Mittwoch, 20. Dezember 2017

Zum aktuellen Regierungsprogramm

Das offizielle Regierungsprogramm unserer neuen Regierung verdient es, aufmerksam gelesen zu werden. Vielleicht werden wir die Regierenden gelegentlich ja an ihre eigenen, darin formulierten Prinzipien und Ziele erinnern müssen. Es enthält auch einige Widersprüche, lässt etliche Fragen aufkommen und wird noch Stoff für viele hoffentlich sachliche Diskussionen bieten.

So findet man schon in der Präambel: “Wir  können  uns  auf  ein  starkes  Sozialsystem  verlassen,  das aber nicht mehr treffsicher und effizient ist”. Das ist doch ein glatter Widerspruch. Denn entweder ist das Sozialsystem stark, oder es ist ineffizient und nicht treffsicher. Natürlich wird man Treffsicherheit und Effizienz immer wieder optimieren müssen. Optimieren ist aber ein stetiger, gradueller, sorgfältig kontrollierter Prozess und alles andere als der angekündigte radikale Umbau.

Ferner in der Präambel: “...wir leben in einer freien und solidarischen Gesellschaft, die aber immer
mehr herausgefordert ist durch die  Verfehlungen in der Migrationspolitik in den vergangenen Jahren.” Diese Begründung ist stark zu bezweifeln: Die solidarische Gesellschaft wird weniger  durch die vergangene Migrationspolitik herausgefordert, sondern vielmehr durch eine bisher hochgradig verfehlte Integrationspolitik, durch  Ausgrenzung und  durch eine ungerechte Steuerpolitik. Und sie wird durch den beabsichtigten Rückbau des Sozialsystems noch weiter gefährdet.

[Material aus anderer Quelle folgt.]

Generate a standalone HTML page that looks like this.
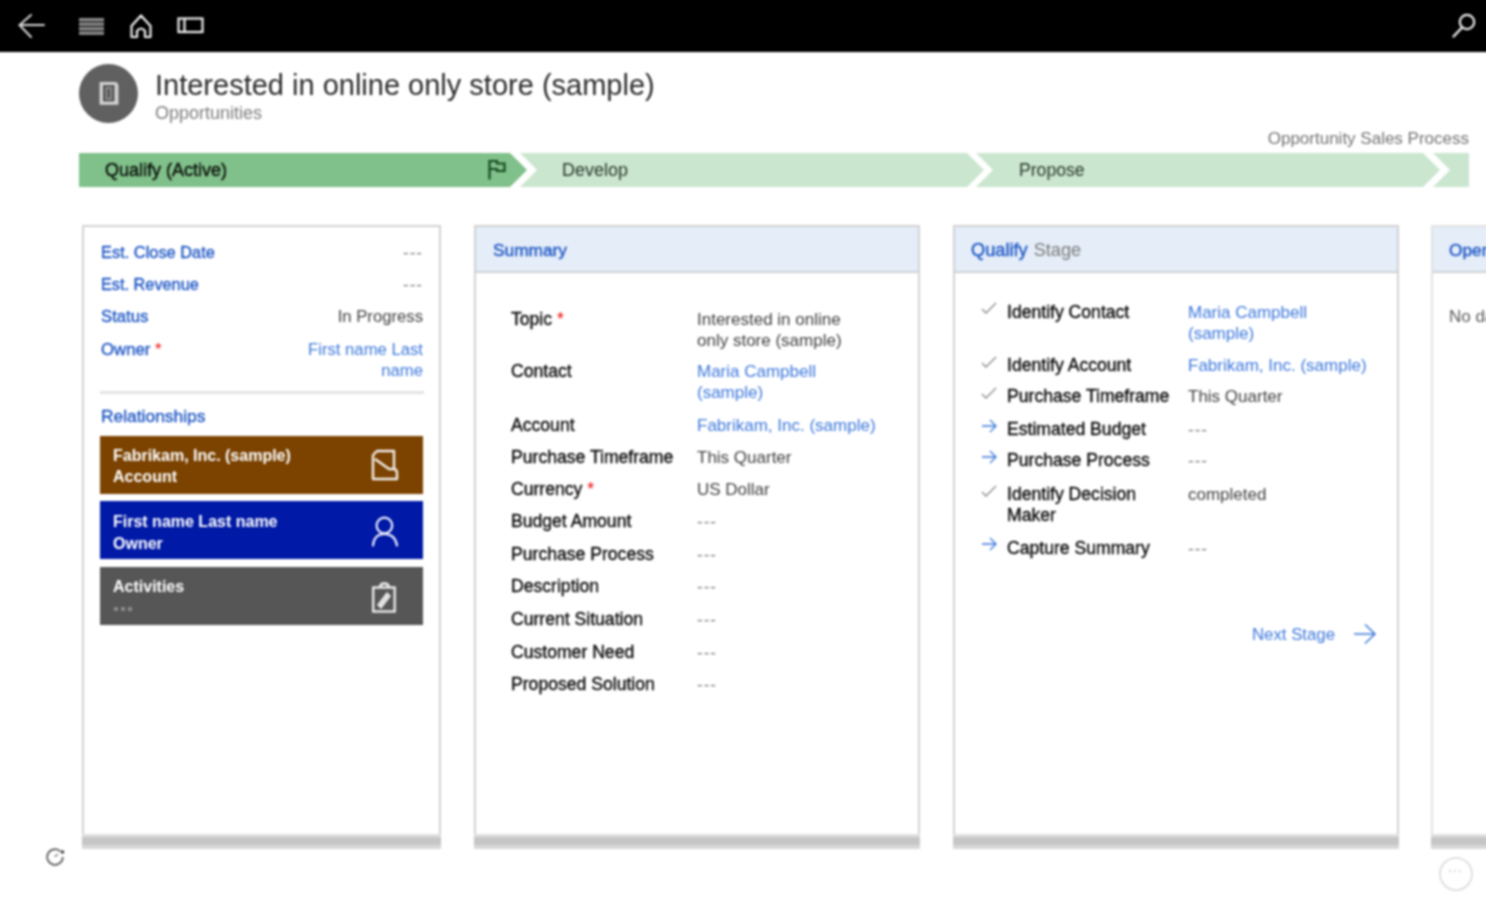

Und weiter in der Präambel: “Wir arbeiten konstruktiv an Lösungen zum Wohle aller Österreicherinnen und Österreicher….(und) sichern einen  sozialen  Ausgleich  unter  allen  Gesellschaftsschichten”. Das sollten wir uns merken und bewerten, wie sich das beispielsweise mit der geplanten Deckelung der Mindestsicherung, mit den geplanten, reduzierten Unterstützungsmaßnahmen bei Arbeitslosigkeit und andererseits mit angekündigten Steuerentlastungen für Unternehmen und dem absolut ungenügenden Kampf gegen Steuervermeidung und Steuerbetrug verträgt.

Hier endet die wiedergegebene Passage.